2012 Year in Review: Another Memorable Year
Posted on Friday, December 14, 2012 at 5:00 PM MST
NORMAN, OK -- After a very strong year in 2011, I had high hopes coming into the 2012 season. It seemed like forever, but late winter finally turned into early spring. I ended up missing out on the first chase opportunity of the season, which came on March 18 in southwest Oklahoma, because I was in Florida. Despite the delayed start to the season, things sure started with a bang a couple weeks later as more storms erupted in western Oklahoma.
Early April: Supercells, Softball-Sized Hail, and Tornadoes
My chasing season started on April 2nd. I was heading south out of Elk City, Oklahoma waiting for storms to fire on the dryline coming out of the Texas Panhandle. I got on a storm that fired in some moisture advection near Hobart, Oklahoma, and chased it up US-183 towards Clinton as it slowly strengthened. By the time I got to Clinton, the storm was becoming supercellular with the sun setting behind it. I found a paved road off of US-183, pulled over, and was treated to a spectacular show as the sun set behind the supercell.
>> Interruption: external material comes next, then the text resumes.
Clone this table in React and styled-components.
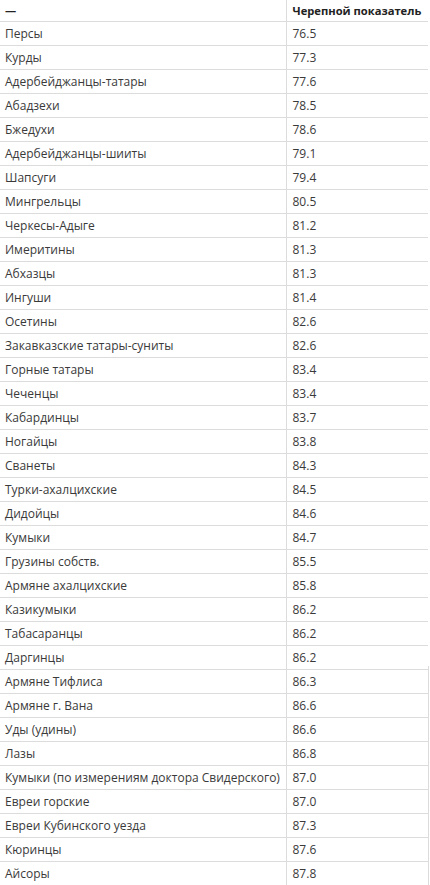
import styled, { createGlobalStyle } from "styled-components";

const Global = createGlobalStyle`
    body {
        margin: 0;
        background: #fff;
        font-family: "Open Sans", "Noto Sans", sans-serif;
    }
`;

const Wrap = styled.div`
    position: relative;
    width: 428px;

    &::after {
        content: "";
        position: absolute;
        top: 666px;
        bottom: 0;
        right: -1px;
        width: 1px;
        background: #dcdcdc;
    }
`;

const Table = styled.table`
    width: 428px;
    table-layout: fixed;
    border-collapse: collapse;
    font-size: 12px;
    color: #3a3a3a;
`;

const Head = styled.th`
    height: 21px;
    padding: 1px 5px 0 ${p => (p.$first ? "5px" : "6px")};
    text-align: left;
    font-size: 11.2px;
    font-weight: 700;
    color: #222;
    white-space: nowrap;
    border-bottom: 1px solid #dcdcdc;
    border-left: ${p => (p.$first ? "none" : "1px solid #dcdcdc")};
    width: ${p => (p.$first ? "286px" : "auto")};
    box-sizing: border-box;
`;

const Cell = styled.td`
    height: 23px;
    padding: 0 5px 0 ${p => (p.$first ? "5px" : "6px")};
    border-bottom: 1px solid #dcdcdc;
    border-left: ${p => (p.$first ? "none" : "1px solid #dcdcdc")};
    white-space: nowrap;
`;

const rows = [
    ["Персы", "76.5"],
    ["Курды", "77.3"],
    ["Адербейджанцы-татары", "77.6"],
    ["Абадзехи", "78.5"],
    ["Бжедухи", "78.6"],
    ["Адербейджанцы-шииты", "79.1"],
    ["Шапсуги", "79.4"],
    ["Мингрельцы", "80.5"],
    ["Черкесы-Адыге", "81.2"],
    ["Имеритины", "81.3"],
    ["Абхазцы", "81.3"],
    ["Ингуши", "81.4"],
    ["Осетины", "82.6"],
    ["Закавказские татары-суниты", "82.6"],
    ["Горные татары", "83.4"],
    ["Чеченцы", "83.4"],
    ["Кабардинцы", "83.7"],
    ["Ногайцы", "83.8"],
    ["Сванеты", "84.3"],
    ["Турки-ахалцихские", "84.5"],
    ["Дидойцы", "84.6"],
    ["Кумыки", "84.7"],
    ["Грузины собств.", "85.5"],
    ["Армяне ахалцихские", "85.8"],
    ["Казикумыки", "86.2"],
    ["Табасаранцы", "86.2"],
    ["Даргинцы", "86.2"],
    ["Армяне Тифлиса", "86.3"],
    ["Армяне г. Вана", "86.6"],
    ["Уды (удины)", "86.6"],
    ["Лазы", "86.8"],
    ["Кумыки (по измерениям доктора Свидерского)", "87.0"],
    ["Евреи горские", "87.0"],
    ["Евреи Кубинского уезда", "87.3"],
    ["Кюринцы", "87.6"],
    ["Айсоры", "87.8"],
];

export default function App() {
    return <>
        <Global />
        <Wrap>
            <Table>
                <thead>
                    <tr>
                        <Head $first>—</Head>
                        <Head>Черепной показатель</Head>
                    </tr>
                </thead>
                <tbody>
                    {rows.map(([name, value]) => (
                        <tr key={name + value}>
                            <Cell $first>{name}</Cell>
                            <Cell>{value}</Cell>
                        </tr>
                    ))}
                </tbody>
            </Table>
        </Wrap>
    </>;
}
A week later was one of the most memorable chases of the year in northwest Oklahoma. After abandoning my initial storm that fell apart and went up into Kansas, I set up on a second supercell just to the east of Woodward. Shortly thereafter, a tight rotating wall cloud came right down the road towards me. I chased all of the little spin-ups that I could, but the spin-up tornadoes were too short-lived to get any decent pictures of them.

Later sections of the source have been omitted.